▶ _Supplied data_
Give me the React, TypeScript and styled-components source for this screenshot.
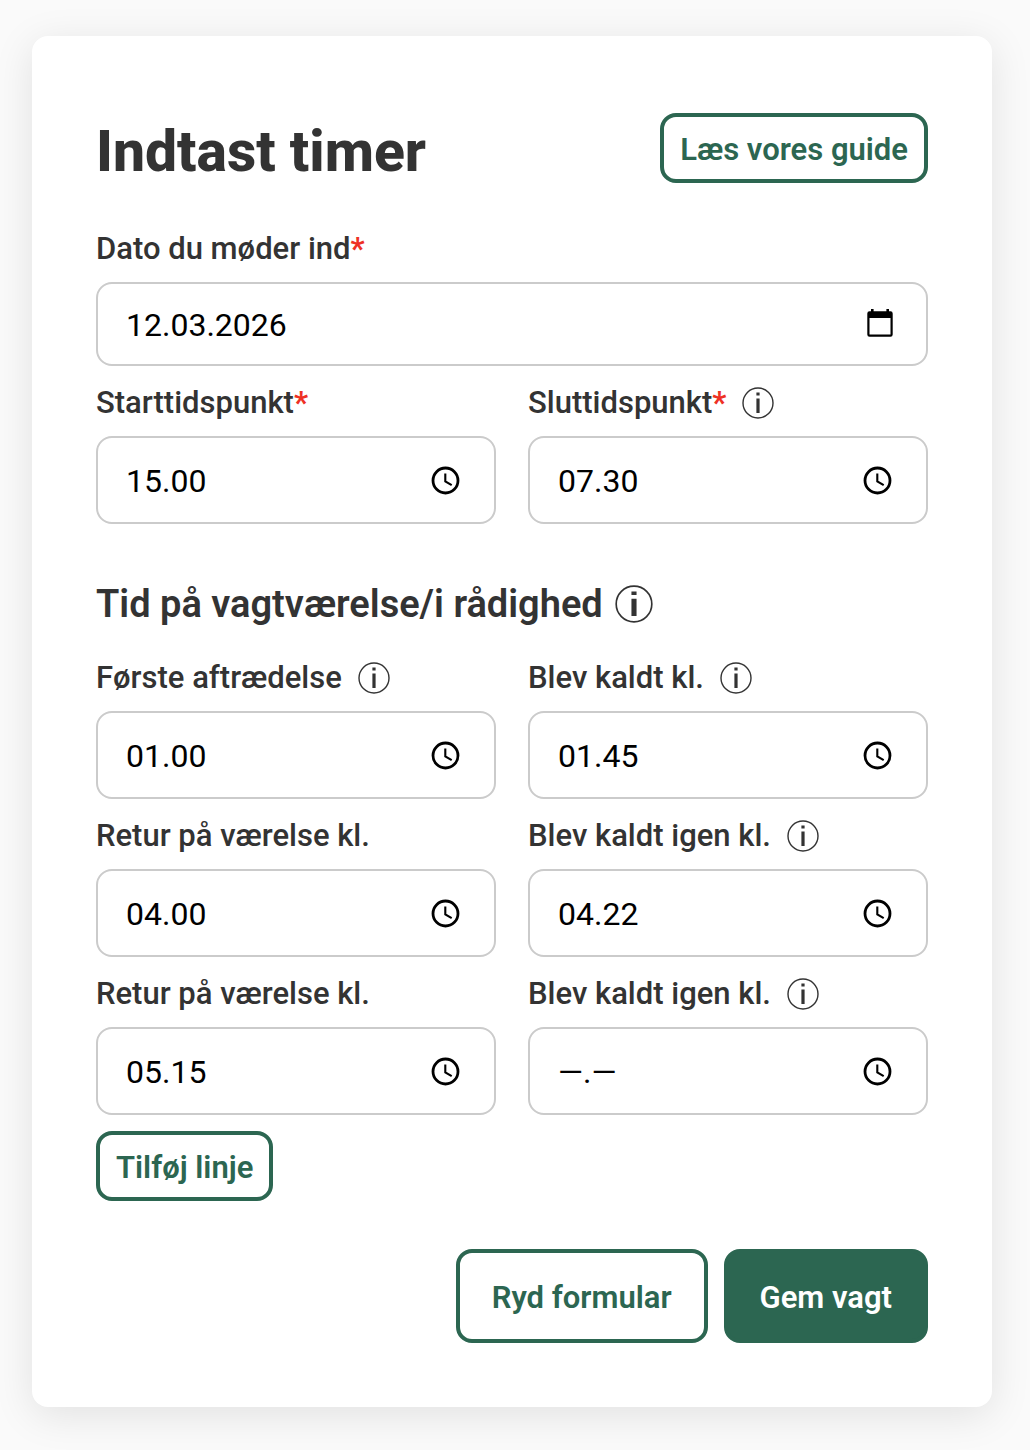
import React, { useId, useState } from "react";
import styled, { createGlobalStyle } from "styled-components";

const green = "#2c6651";
const ink = "#333333";

const GlobalStyle = createGlobalStyle`
  *, *::before, *::after { box-sizing: border-box; }
  body {
    margin: 0;
    background: #fafafa;
    color: ${ink};
    font-family: Roboto, "Liberation Sans", sans-serif;
  }
`;

const Page = styled.main`
  padding: 36px 38px 43px 32px;
`;

const Card = styled.form`
  padding: 64px;
  background: #fff;
  border-radius: 16px;
  box-shadow: 0 8px 40px rgba(0, 0, 0, 0.1);
`;

const Header = styled.header`
  display: flex;
  align-items: center;
  justify-content: space-between;
  gap: 16px;
  min-height: 96px;
  margin-bottom: 32px;
`;

const Title = styled.h1`
  margin: 0;
  padding-top: 8px;
  font-size: 57px;
  line-height: 64px;
  font-weight: 800;
`;

const SectionTitle = styled.h2`
  display: flex;
  align-items: center;
  gap: 12px;
  margin: 56px 0 29px;
  font-size: 38px;
  line-height: 48px;
  font-weight: 600;
`;

const Fields = styled.div`
  display: grid;
  grid-template-columns: repeat(2, minmax(0, 1fr));
  gap: 16px 32px;
`;

const FieldBox = styled.div<{ $wide?: boolean }>`
  display: flex;
  flex-direction: column;
  gap: 12px;
  grid-column: ${(p) => (p.$wide ? "1 / -1" : "auto")};
`;

const LabelRow = styled.div`
  display: flex;
  align-items: center;
  gap: 16px;
  font-size: 31px;
  line-height: 42px;
  font-weight: 500;
`;

const Required = styled.span`
  color: #ee3124;
  font-weight: 700;
`;

const Control = styled.div<{ $height: number }>`
  display: flex;
  align-items: center;
  height: ${(p) => p.$height}px;
  padding: 0 32px 0 28px;
  background: #fff;
  border: 2px solid #cbcbcb;
  border-radius: 16px;

  &:focus-within { border-color: ${green}; }
`;

const TextInput = styled.input`
  flex: 1;
  min-width: 0;
  padding: 2px 0 0;
  border: 0;
  outline: 0;
  background: transparent;
  color: #000;
  font: inherit;
  font-size: 32px;
  line-height: 40px;
`;

const IconButton = styled.button`
  display: flex;
  flex: none;
  padding: 0;
  border: 0;
  background: none;
  color: inherit;
  cursor: pointer;
`;

const PickerButton = styled(IconButton)`
  color: #000;
`;

const Button = styled.button<{ $large?: boolean; $filled?: boolean }>`
  flex: none;
  padding: ${(p) => (p.$large ? "27px 32px 23px" : "15px 16px 11px")};
  border: 4px solid ${green};
  border-radius: 16px;
  background: ${(p) => (p.$filled ? green : "#fff")};
  color: ${(p) => (p.$filled ? "#fff" : green)};
  font: inherit;
  font-size: 31px;
  line-height: 36px;
  font-weight: 600;
  cursor: pointer;
`;

const AddRow = styled.div`
  margin-top: 16px;
`;

const Actions = styled.footer`
  display: flex;
  justify-content: flex-end;
  gap: 16px;
  margin-top: 48px;
`;

function InfoIcon({ size = 32, bold = false }: { size?: number; bold?: boolean }) {
  return (
    <svg width={size} height={size} viewBox="0 0 32 32" fill="none" stroke="currentColor" aria-hidden="true">
      <circle cx="16" cy="16" r="15" strokeWidth="1.4" />
      <path d="M16 5.500v3M16 11.500v14.500" strokeWidth={bold ? 4.3 : 3.2} />
    </svg>
  );
}

function ClockIcon() {
  return (
    <svg width="32" height="32" viewBox="0 0 32 32" fill="none" stroke="currentColor" aria-hidden="true">
      <circle cx="15.5" cy="16.5" r="12.5" strokeWidth="2.8" />
      <path d="M15.3 9.5v7.8l6.4 3.9" strokeWidth="2.1" />
    </svg>
  );
}

function CalendarIcon() {
  return (
    <svg width="32" height="32" viewBox="0 0 32 32" aria-hidden="true">
      <path
        fill="currentColor"
        fillRule="evenodd"
        d="M9 1h2.600v2.200h12.800V1H27v2.200h1.500a2.200 2.200 0 0 1 2.200 2.200v21.200a2.200 2.200 0 0 1-2.200 2.200H7.500a2.200 2.200 0 0 1-2.200-2.200V5.400a2.200 2.200 0 0 1 2.200-2.200H9zM7.500 10v16.500h21V10z"
      />
    </svg>
  );
}

type FieldProps = {
  label: string;
  value: string;
  kind?: "time" | "date";
  required?: boolean;
  info?: boolean;
};

function Field({ label, value, kind = "time", required, info }: FieldProps) {
  const id = useId();
  const [text, setText] = useState(value);
  const isDate = kind === "date";
  return (
    <FieldBox $wide={isDate}>
      <LabelRow>
        <label htmlFor={id}>
          {label}
          {required && <Required>*</Required>}
        </label>
        {info && (
          <IconButton type="button" aria-label="Info">
            <InfoIcon />
          </IconButton>
        )}
      </LabelRow>
      <Control $height={isDate ? 84 : 88}>
        <TextInput
          id={id}
          type="text"
          inputMode="numeric"
          required={required}
          value={text}
          onChange={(e) => setText(e.target.value)}
        />
        <PickerButton type="button" aria-label={isDate ? "Vælg dato" : "Vælg tid"}>
          {isDate ? <CalendarIcon /> : <ClockIcon />}
        </PickerButton>
      </Control>
    </FieldBox>
  );
}

export default function App() {
  return (
    <Page>
      <GlobalStyle />
      <Card onSubmit={(e) => e.preventDefault()}>
        <Header>
          <Title>Indtast timer</Title>
          <Button type="button">Læs vores guide</Button>
        </Header>
        <Fields>
          <Field kind="date" label="Dato du møder ind" value="12.03.2026" required />
          <Field label="Starttidspunkt" value="15.00" required />
          <Field label="Sluttidspunkt" value="07.30" required info />
        </Fields>
        <SectionTitle>
          Tid på vagtværelse/i rådighed
          <IconButton type="button" aria-label="Info">
            <InfoIcon size={38} bold />
          </IconButton>
        </SectionTitle>
        <Fields>
          <Field label="Første aftrædelse" value="01.00" info />
          <Field label="Blev kaldt kl." value="01.45" info />
          <Field label="Retur på værelse kl." value="04.00" />
          <Field label="Blev kaldt igen kl." value="04.22" info />
          <Field label="Retur på værelse kl." value="05.15" />
          <Field label="Blev kaldt igen kl." value="—.—" info />
        </Fields>
        <AddRow>
          <Button type="button">Tilføj linje</Button>
        </AddRow>
        <Actions>
          <Button type="reset" $large>Ryd formular</Button>
          <Button type="submit" $large $filled>Gem vagt</Button>
        </Actions>
      </Card>
    </Page>
  );
}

▶ _Problem details_
Your copy of the data above should match it exactly, except that pictures are left out.

▶ _Response_
Give me the React, TypeScript and styled-components source for this screenshot.
import React, { useId, useState } from "react";
import styled, { createGlobalStyle } from "styled-components";

const green = "#2c6651";
const ink = "#333333";

const GlobalStyle = createGlobalStyle`
  *, *::before, *::after { box-sizing: border-box; }
  body {
    margin: 0;
    background: #fafafa;
    color: ${ink};
    font-family: Roboto, "Liberation Sans", sans-serif;
  }
`;

const Page = styled.main`
  padding: 36px 38px 43px 32px;
`;

const Card = styled.form`
  padding: 64px;
  background: #fff;
  border-radius: 16px;
  box-shadow: 0 8px 40px rgba(0, 0, 0, 0.1);
`;

const Header = styled.header`
  display: flex;
  align-items: center;
  justify-content: space-between;
  gap: 16px;
  min-height: 96px;
  margin-bottom: 32px;
`;

const Title = styled.h1`
  margin: 0;
  padding-top: 8px;
  font-size: 57px;
  line-height: 64px;
  font-weight: 800;
`;

const SectionTitle = styled.h2`
  display: flex;
  align-items: center;
  gap: 12px;
  margin: 56px 0 29px;
  font-size: 38px;
  line-height: 48px;
  font-weight: 600;
`;

const Fields = styled.div`
  display: grid;
  grid-template-columns: repeat(2, minmax(0, 1fr));
  gap: 16px 32px;
`;

const FieldBox = styled.div<{ $wide?: boolean }>`
  display: flex;
  flex-direction: column;
  gap: 12px;
  grid-column: ${(p) => (p.$wide ? "1 / -1" : "auto")};
`;

const LabelRow = styled.div`
  display: flex;
  align-items: center;
  gap: 16px;
  font-size: 31px;
  line-height: 42px;
  font-weight: 500;
`;

const Required = styled.span`
  color: #ee3124;
  font-weight: 700;
`;

const Control = styled.div<{ $height: number }>`
  display: flex;
  align-items: center;
  height: ${(p) => p.$height}px;
  padding: 0 32px 0 28px;
  background: #fff;
  border: 2px solid #cbcbcb;
  border-radius: 16px;

  &:focus-within { border-color: ${green}; }
`;

const TextInput = styled.input`
  flex: 1;
  min-width: 0;
  padding: 2px 0 0;
  border: 0;
  outline: 0;
  background: transparent;
  color: #000;
  font: inherit;
  font-size: 32px;
  line-height: 40px;
`;

const IconButton = styled.button`
  display: flex;
  flex: none;
  padding: 0;
  border: 0;
  background: none;
  color: inherit;
  cursor: pointer;
`;

const PickerButton = styled(IconButton)`
  color: #000;
`;

const Button = styled.button<{ $large?: boolean; $filled?: boolean }>`
  flex: none;
  padding: ${(p) => (p.$large ? "27px 32px 23px" : "15px 16px 11px")};
  border: 4px solid ${green};
  border-radius: 16px;
  background: ${(p) => (p.$filled ? green : "#fff")};
  color: ${(p) => (p.$filled ? "#fff" : green)};
  font: inherit;
  font-size: 31px;
  line-height: 36px;
  font-weight: 600;
  cursor: pointer;
`;

const AddRow = styled.div`
  margin-top: 16px;
`;

const Actions = styled.footer`
  display: flex;
  justify-content: flex-end;
  gap: 16px;
  margin-top: 48px;
`;

function InfoIcon({ size = 32, bold = false }: { size?: number; bold?: boolean }) {
  return (
    <svg width={size} height={size} viewBox="0 0 32 32" fill="none" stroke="currentColor" aria-hidden="true">
      <circle cx="16" cy="16" r="15" strokeWidth="1.4" />
      <path d="M16 5.500v3M16 11.500v14.500" strokeWidth={bold ? 4.3 : 3.2} />
    </svg>
  );
}

function ClockIcon() {
  return (
    <svg width="32" height="32" viewBox="0 0 32 32" fill="none" stroke="currentColor" aria-hidden="true">
      <circle cx="15.5" cy="16.5" r="12.5" strokeWidth="2.8" />
      <path d="M15.3 9.5v7.8l6.4 3.9" strokeWidth="2.1" />
    </svg>
  );
}

function CalendarIcon() {
  return (
    <svg width="32" height="32" viewBox="0 0 32 32" aria-hidden="true">
      <path
        fill="currentColor"
        fillRule="evenodd"
        d="M9 1h2.600v2.200h12.800V1H27v2.200h1.500a2.200 2.200 0 0 1 2.200 2.200v21.200a2.200 2.200 0 0 1-2.200 2.200H7.500a2.200 2.200 0 0 1-2.200-2.200V5.400a2.200 2.200 0 0 1 2.200-2.200H9zM7.500 10v16.500h21V10z"
      />
    </svg>
  );
}

type FieldProps = {
  label: string;
  value: string;
  kind?: "time" | "date";
  required?: boolean;
  info?: boolean;
};

function Field({ label, value, kind = "time", required, info }: FieldProps) {
  const id = useId();
  const [text, setText] = useState(value);
  const isDate = kind === "date";
  return (
    <FieldBox $wide={isDate}>
      <LabelRow>
        <label htmlFor={id}>
          {label}
          {required && <Required>*</Required>}
        </label>
        {info && (
          <IconButton type="button" aria-label="Info">
            <InfoIcon />
          </IconButton>
        )}
      </LabelRow>
      <Control $height={isDate ? 84 : 88}>
        <TextInput
          id={id}
          type="text"
          inputMode="numeric"
          required={required}
          value={text}
          onChange={(e) => setText(e.target.value)}
        />
        <PickerButton type="button" aria-label={isDate ? "Vælg dato" : "Vælg tid"}>
          {isDate ? <CalendarIcon /> : <ClockIcon />}
        </PickerButton>
      </Control>
    </FieldBox>
  );
}

export default function App() {
  return (
    <Page>
      <GlobalStyle />
      <Card onSubmit={(e) => e.preventDefault()}>
        <Header>
          <Title>Indtast timer</Title>
          <Button type="button">Læs vores guide</Button>
        </Header>
        <Fields>
          <Field kind="date" label="Dato du møder ind" value="12.03.2026" required />
          <Field label="Starttidspunkt" value="15.00" required />
          <Field label="Sluttidspunkt" value="07.30" required info />
        </Fields>
        <SectionTitle>
          Tid på vagtværelse/i rådighed
          <IconButton type="button" aria-label="Info">
            <InfoIcon size={38} bold />
          </IconButton>
        </SectionTitle>
        <Fields>
          <Field label="Første aftrædelse" value="01.00" info />
          <Field label="Blev kaldt kl." value="01.45" info />
          <Field label="Retur på værelse kl." value="04.00" />
          <Field label="Blev kaldt igen kl." value="04.22" info />
          <Field label="Retur på værelse kl." value="05.15" />
          <Field label="Blev kaldt igen kl." value="—.—" info />
        </Fields>
        <AddRow>
          <Button type="button">Tilføj linje</Button>
        </AddRow>
        <Actions>
          <Button type="reset" $large>Ryd formular</Button>
          <Button type="submit" $large $filled>Gem vagt</Button>
        </Actions>
      </Card>
    </Page>
  );
}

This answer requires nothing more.